D'autres voient derrière l'ampleur du mouvement la colère des citoyens devant la répression policière déployée cette semaine et la réaction aux déclarations d'Erdogan qui, en taxant les manifestants de vandales et de buveurs de bières avant de quitter le pays pour un voyage diplomatique de trois jours en Afrique du Nord, n'a fait que souffler sur des braises déjà chaudes. « Si Erdogan continue comme ça, alors c'est sûr, il va devoir partir », dit Rania, la syrienne, avec la conviction de quelqu'un qui sait de quoi elle parle « C'est incroyable, on dirait qu'aucun des dirigeants de la région n'a su apprendre des erreurs des autres », conclue t-elle.
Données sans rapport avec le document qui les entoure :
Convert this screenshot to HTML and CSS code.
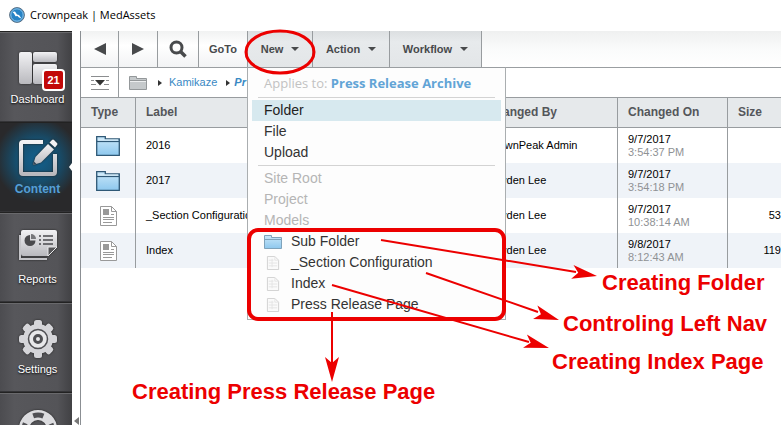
FILE: index.html
```html
<!DOCTYPE html>
<html lang="en">
<head>
<meta charset="utf-8">
<title>Crownpeak | MedAssets</title>
<link rel="stylesheet" href="styles.css">
</head>
<body>
<svg class="defs" aria-hidden="true">
  <defs>
    <linearGradient id="metal" x1="0" y1="0" x2="0" y2="1"><stop offset="0" stop-color="#f2f2f4"/><stop offset="1" stop-color="#b9b9be"/></linearGradient>
    <linearGradient id="blue" x1="0" y1="0" x2="0" y2="1"><stop offset="0" stop-color="#c9e7f9"/><stop offset="1" stop-color="#8ec8ee"/></linearGradient>
    <symbol id="folder" viewBox="0 0 24 20"><path d="M.7 19.3V.7h8.6v2.2h14v16.4z" fill="url(#blue)" stroke="#2f5876" stroke-width="1.3"/><path d="M1 5.5h22" stroke="#2f5876" stroke-width="1.2"/><path d="M2 4h20" stroke="#e4f4fd"/></symbol>
    <symbol id="folder-light" viewBox="0 0 18 14"><path d="M.5 13.500V.5h7v2h10v11z" fill="url(#blue)" stroke="#7fa3bb"/><path d="M1 4.500h16" stroke="#7fa3bb"/></symbol>
    <symbol id="doc" viewBox="0 0 17 20"><path d="M.5.5h11l5 5v14H.5z" fill="#fff" stroke="#999"/><path d="M11.5.5v5h5" fill="none" stroke="#999"/><path d="M3 3h6v6H3z" fill="#999"/><path d="M11 8.500h3M3 11.500h11M3 13.500h11M3 16.500h9" stroke="#999"/></symbol>
    <symbol id="page" viewBox="0 0 13 15"><path d="M.5.5h8l4 4v10H.5z" fill="#fafafa" stroke="#d0d0d0"/><path d="M8.500.5v4h4M2 4.500h5M2 7.500h9M2 10.500h9M5.500 3v9" fill="none" stroke="#e4e4e4"/></symbol>
  </defs>
</svg>
<header class="titlebar">
  <svg width="16" height="16" viewBox="0 0 16 16"><circle cx="8" cy="8" r="7.400" fill="#2783c5" stroke="#5d7184"/><circle cx="8" cy="8" r="6.200" fill="none" stroke="#8cc4ea"/><path d="M3.500 5l2.500-.5 2 3 2 .5 2.500 3.500-2.500-1-1.500-1.500-2 .3-1.500-2.800z" fill="#fff"/></svg>
  <h1>Crownpeak | MedAssets</h1>
</header>
<div class="shell">
  <nav class="side">
    <a class="tile" href="#dashboard">
      <svg class="pic" viewBox="0 0 40 40"><g fill="url(#metal)"><rect x="1" y="4" width="13" height="32" rx="2"/><rect x="15" y="4" width="24" height="10" rx="2"/><rect x="15" y="16" width="24" height="20" rx="2"/></g></svg>
      <b class="badge">21</b><span>Dashboard</span>
    </a>
    <a class="tile current" href="#content">
      <svg class="pic" viewBox="0 1 40 40"><path d="M25 4H5Q3 4 3 6v28q0 2 2 2h30q2 0 2-2V16" fill="none" stroke="url(#metal)" stroke-width="4"/><path d="M15 27l2.500-8L30 6l6 5.500L23 24.500z" fill="url(#metal)"/><path d="M31.500 4.500L34 2q1-1 2 0l3 3q1 1 0 2l-2 2.500z" fill="#f3f3f5"/><path d="M15 27l1-3.500 2.500 2.500z" fill="#345"/></svg>
      <span>Content</span>
    </a>
    <a class="tile" href="#reports">
      <svg class="pic" viewBox="0 5 40 40"><path d="M2 11v24h27" fill="none" stroke="#c4c4c8" stroke-width="2"/><path d="M5 6h32q2 0 2 2v15l-9 9H5q-2 0-2-2V8q0-2 2-2z" fill="url(#metal)"/><path d="M39 23h-9v9z" fill="#555558" stroke="#e8e8ea"/><path d="M12 11a5.500 5.500 0 1 0 5.500 5.500H12z" fill="#4a4a4d"/><path d="M13 10a5 5 0 0 1 5 5h-5z" fill="#77777a"/><path d="M21 12h2M21 16h2M21 20h2M25 12h10M25 16h10M25 20h10" stroke="#4a4a4d" stroke-width="1.500"/></svg>
      <span>Reports</span>
    </a>
    <a class="tile" href="#settings">
      <svg class="pic" viewBox="0 0 40 40"><g fill="#d5d5d9"><circle cx="20" cy="20" r="15"/><g id="teeth"><rect x="16" y="1" width="8" height="38" rx="2.500"/><rect x="1" y="16" width="38" height="8" rx="2.500"/></g><use href="#teeth" transform="rotate(45 20 20)"/></g><circle cx="20" cy="20" r="9.500" fill="#e8e8ea" stroke="#4f4f53" stroke-width="1.500"/><circle cx="20" cy="20" r="3.500" fill="none" stroke="#4f4f53" stroke-width="3"/></svg>
      <span>Settings</span>
    </a>
    <a class="tile" href="#help" aria-label="Help">
      <svg class="pic" viewBox="0 0 40 40"><circle cx="20" cy="20" r="14" fill="none" stroke="#dcdcdf" stroke-width="10"/><circle cx="20" cy="20" r="14" fill="none" stroke="#505054" stroke-width="5" stroke-dasharray="11 11" stroke-dashoffset="5.500" transform="rotate(-90 20 20)"/></svg>
    </a>
  </nav>
  <div class="gutter"><svg width="5" height="8" viewBox="0 0 5 8"><path d="M5 0v8L0 4z" fill="#777"/></svg></div>
  <main>
    <div class="toolbar">
      <button class="w38" aria-label="Back"><svg width="12" height="12" viewBox="0 0 12 12"><path d="M12 0v12L0 6z" fill="#484a4c"/></svg></button>
      <button class="w39" aria-label="Forward"><svg width="12" height="12" viewBox="0 0 12 12"><path d="M0 0v12l12-6z" fill="#484a4c"/></svg></button>
      <button class="w41" aria-label="Search"><svg width="18" height="18" viewBox="0 0 18 18" fill="none" stroke="#484a4c"><circle cx="7.500" cy="7.500" r="5.500" stroke-width="3"/><path d="M11.500 11.500L16.500 16.500" stroke-width="3.500"/></svg></button>
      <button class="w49">GoTo</button>
      <div class="drop">
        <button class="w65 shade">New <i class="caret"></i></button>
        <div class="menu">
          <p>Applies to: <b>Press Release Archive</b></p>
          <ul>
            <li class="hot"><a href="#folder-item">Folder</a></li>
            <li><a href="#file">File</a></li>
            <li><a href="#upload">Upload</a></li>
          </ul>
          <ul class="models">
            <li class="off">Site Root</li>
            <li class="off">Project</li>
            <li class="off">Models</li>
            <li><a href="#sub"><svg width="18" height="14"><use href="#folder-light"/></svg>Sub Folder</a></li>
            <li><a href="#section"><svg width="18" height="14"><use href="#page"/></svg>_Section Configuration</a></li>
            <li><a href="#index"><svg width="18" height="14"><use href="#page"/></svg>Index</a></li>
            <li><a href="#press"><svg width="18" height="14"><use href="#page"/></svg>Press Release Page</a></li>
          </ul>
        </div>
      </div>
      <button class="w77 shade">Action <i class="caret"></i></button>
      <button class="w92 shade">Workflow <i class="caret"></i></button>
    </div>
    <div class="crumbs">
      <button class="w38" aria-label="Collapse"><svg width="18" height="14" viewBox="0 0 18 14"><path d="M0 .5h18M0 4.500h3M15 4.500h3M0 8.500h5M13 8.500h5M0 13.500h18" stroke="#8b8d8f"/><path d="M4 4h10L9 9.500z" fill="#333"/></svg></button>
      <svg width="18" height="14" viewBox="0 0 18 14"><path d="M.5 13.500V.5h7v2h10v11z" fill="#c5c9cb" stroke="#94989a"/><path d="M1 4.500h16" stroke="#94989a"/><path d="M1 5.500h16" stroke="#eceeef"/></svg>
      <i class="sep"></i><a href="#kamikaze">Kamikaze</a><i class="sep"></i><a href="#press-archive"><b>Pr</b></a>
    </div>
    <table>
      <colgroup><col class="c-type"><col class="c-label"><col class="c-by"><col class="c-on"><col></colgroup>
      <thead><tr><th>Type</th><th>Label</th><th>Changed By</th><th>Changed On</th><th>Size</th></tr></thead>
      <tbody>
        <tr><td><svg width="24" height="20"><use href="#folder"/></svg></td><td>2016</td><td>CrownPeak Admin</td><td>9/7/2017<small>3:54:37 PM</small></td><td></td></tr>
        <tr><td><svg width="24" height="20"><use href="#folder"/></svg></td><td>2017</td><td>Hayden Lee</td><td>9/7/2017<small>3:54:18 PM</small></td><td></td></tr>
        <tr><td><svg width="17" height="20"><use href="#doc"/></svg></td><td>_Section Configuration</td><td>Hayden Lee</td><td>9/7/2017<small>10:38:14 AM</small></td><td>53</td></tr>
        <tr><td><svg width="17" height="20"><use href="#doc"/></svg></td><td>Index</td><td>Hayden Lee</td><td>9/8/2017<small>8:12:43 AM</small></td><td>119</td></tr>
      </tbody>
    </table>
  </main>
</div>
<div class="notes">
  <svg width="781" height="425" viewBox="0 0 781 425" fill="none" stroke="#ec0000" stroke-width="3">
    <defs><path id="head" d="M0 0L-25-7-19 0-25 7z" fill="#ec0000" stroke="none"/></defs>
    <ellipse cx="280" cy="52" rx="34" ry="21"/>
    <rect x="249" y="230" width="255" height="89" rx="9" stroke-width="4"/>
    <g stroke-width="2"><path d="M381 240L576 272M426 273L538 312M332 285L529 342M332 312V364"/></g>
    <use href="#head" transform="translate(597 276) rotate(9.500)"/>
    <use href="#head" transform="translate(559 320) rotate(18)"/>
    <use href="#head" transform="translate(549 348) rotate(16)"/>
    <use href="#head" transform="translate(332 382) rotate(90)"/>
  </svg>
  <span class="n-folder">Creating Folder</span>
  <span class="n-nav">Controling Left Nav</span>
  <span class="n-index">Creating Index Page</span>
  <span class="n-press">Creating Press Release Page</span>
</div>
</body>
</html>
```
FILE: styles.css
```css
* { box-sizing: border-box; }
html, body { height: 100%; }
body { margin: 0; position: relative; display: flex; flex-direction: column; overflow: hidden; background: #fff; color: #000; font: 11px/13px "Liberation Sans", Arial, sans-serif; }
a { color: inherit; text-decoration: none; }
button { padding: 0; border: 0; background: none; font: bold 11px/13px "Liberation Sans", Arial, sans-serif; color: #484a4c; }
.defs { position: absolute; width: 0; height: 0; }

.titlebar { flex: none; height: 31px; display: flex; align-items: center; gap: 5px; padding: 0 0 2px 9px; }
.titlebar h1 { margin: 0; font: 11px/16px "Open Sans", "Noto Sans", sans-serif; }

.shell { flex: 1; min-height: 0; display: flex; }
.side { width: 72px; flex: none; overflow: hidden; background: #525256; }
.tile { position: relative; display: flex; flex-direction: column; align-items: center; height: 90px; padding-top: 16px; border-top: 1px solid #222; border-bottom: 1px solid #343437; background: linear-gradient(90deg, #4c4c50, #57575b 20%, #545458 80%, #414144); box-shadow: inset 0 1px #69696c; color: #fff; text-shadow: 0 1px 2px #000; }
.tile:first-child { height: 91px; }
.pic { flex: none; width: 40px; height: 40px; margin-left: 4px; filter: drop-shadow(0 0 1px #222); }
.tile span { margin: 5px 0 0 3px; }
.tile + .tile span { margin-top: 4px; }
.badge { position: absolute; left: 42px; top: 37px; width: 23px; height: 22px; border: 2px solid #fff; border-radius: 4px; background: #c20808; font-size: 11px; line-height: 18px; text-align: center; text-shadow: none; }
.current { background: radial-gradient(circle at 37px 37px, #12618f 0, #174d6b 22px, #29292b 42px); box-shadow: none; color: #559fd6; font-weight: bold; font-size: 12px; text-shadow: none; }
.current::after { content: ""; position: absolute; right: 0; top: 40px; border: 4px solid transparent; border-left-width: 0; border-right: 3px solid #fff; }
.gutter { width: 8px; flex: none; display: flex; align-items: flex-end; padding-left: 2px; }

main { flex: 1; min-width: 0; border-left: 1px solid #8b8f93; }
.toolbar { display: flex; height: 37px; border-bottom: 1px solid #9a9ea1; background: linear-gradient(#eff0f0, #fafbfb 50%, #fff); }
.toolbar button, .crumbs button { height: 100%; display: flex; align-items: center; justify-content: center; border-right: 1px solid #989c9f; }
.toolbar button { background: linear-gradient(#f1f2f2, #fff 40%, #f2f3f4); }
.toolbar .shade { background: linear-gradient(#dcdfe1, #e7eaec 30%, #e3e6e8); gap: 8px; }
.w38 { width: 38px; }
.w39 { width: 39px; }
.w41 { width: 41px; }
.w49 { width: 49px; }
.w65 { width: 65px; }
.w77 { width: 77px; }
.w92 { width: 92px; }
.caret { border: 4px solid transparent; border-top-color: #484a4c; border-bottom: 0; }
.drop { position: relative; }

.menu { position: absolute; z-index: 2; left: -1px; top: 100%; width: 259px; padding: 2px 4px 4px; border: 1px solid #aaaeb0; border-top-color: #9a9ea1; background: #fdfdfd; color: #333; font-size: 14px; line-height: 21px; }
.menu p { margin: 0 6px 2px; padding: 3px 6px; border-bottom: 1px solid #d3d3d3; color: #c2c2c2; font: 13px/21px "Open Sans", "Noto Sans", sans-serif; white-space: nowrap; }
.menu p b { color: #62a4d6; }
.menu ul { margin: 0; padding: 0; list-style: none; }
.menu li { padding: 0 12px; }
.menu li a { display: flex; align-items: center; gap: 9px; }
.menu .hot { background: #d7e9ef; color: #222; }
.menu .off { color: #b5b5b5; }
.models::before { content: ""; display: block; margin: 2px 6px; border-top: 1px solid #d3d3d3; }

.crumbs { display: flex; align-items: center; height: 29px; color: #3989c4; }
.crumbs > svg { margin: 0 11px 0 10px; }
.crumbs b { font-style: italic; }
.sep { border: 3px solid transparent; border-left: 4px solid #333; border-right: 0; }
.crumbs a { margin: 0 9px 0 7px; }
.crumbs a:last-child { margin-left: 4px; }

table { width: 100%; table-layout: fixed; border-collapse: separate; border-spacing: 0; }
.c-type { width: 55px; }
.c-label { width: 341px; }
.c-by { width: 141px; }
.c-on { width: 110px; }
th { height: 31px; padding: 0 10px; border: solid #989c9f; border-width: 1px 1px 1px 0; background: #e6e9eb; color: #54565a; font-size: 12px; text-align: left; }
td { height: 35px; padding: 0 10px; border-right: 1px solid #989c9f; white-space: nowrap; }
th:last-child, td:last-child { border-right: 0; }
td:first-child { padding: 0; text-align: center; }
td:first-child svg { display: block; margin: auto; }
td:last-child { padding: 0; text-align: right; }
tbody tr:nth-child(even) { background: #eff3f8; }
small { display: block; color: #8f9295; font-size: 11px; }

.notes { position: absolute; z-index: 3; left: 0; top: 0; pointer-events: none; color: #ec0000; font-size: 22px; line-height: 26px; font-weight: bold; white-space: nowrap; }
.notes svg { display: block; }
.notes span { position: absolute; }
.n-folder { left: 602px; top: 270px; }
.n-nav { left: 563px; top: 311px; }
.n-index { left: 552px; top: 349px; }
.n-press { left: 132px; top: 379px; }
```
Lundi, à la tombée de la nuit, des milliers de femmes et d'hommes ont frappé sur leurs casseroles depuis leurs fenêtres, en signe de soutien aux manifestants. Pourquoi maintenant ? Beaucoup ne savent pas. Mais tous sont d'accord pour dire qu'ils participent à la création de quelque chose de nouveau. Almuila, 30 ans, le dit avec un grand sourire calme : « J'ai l'impression de vivre un nouveau commencement ».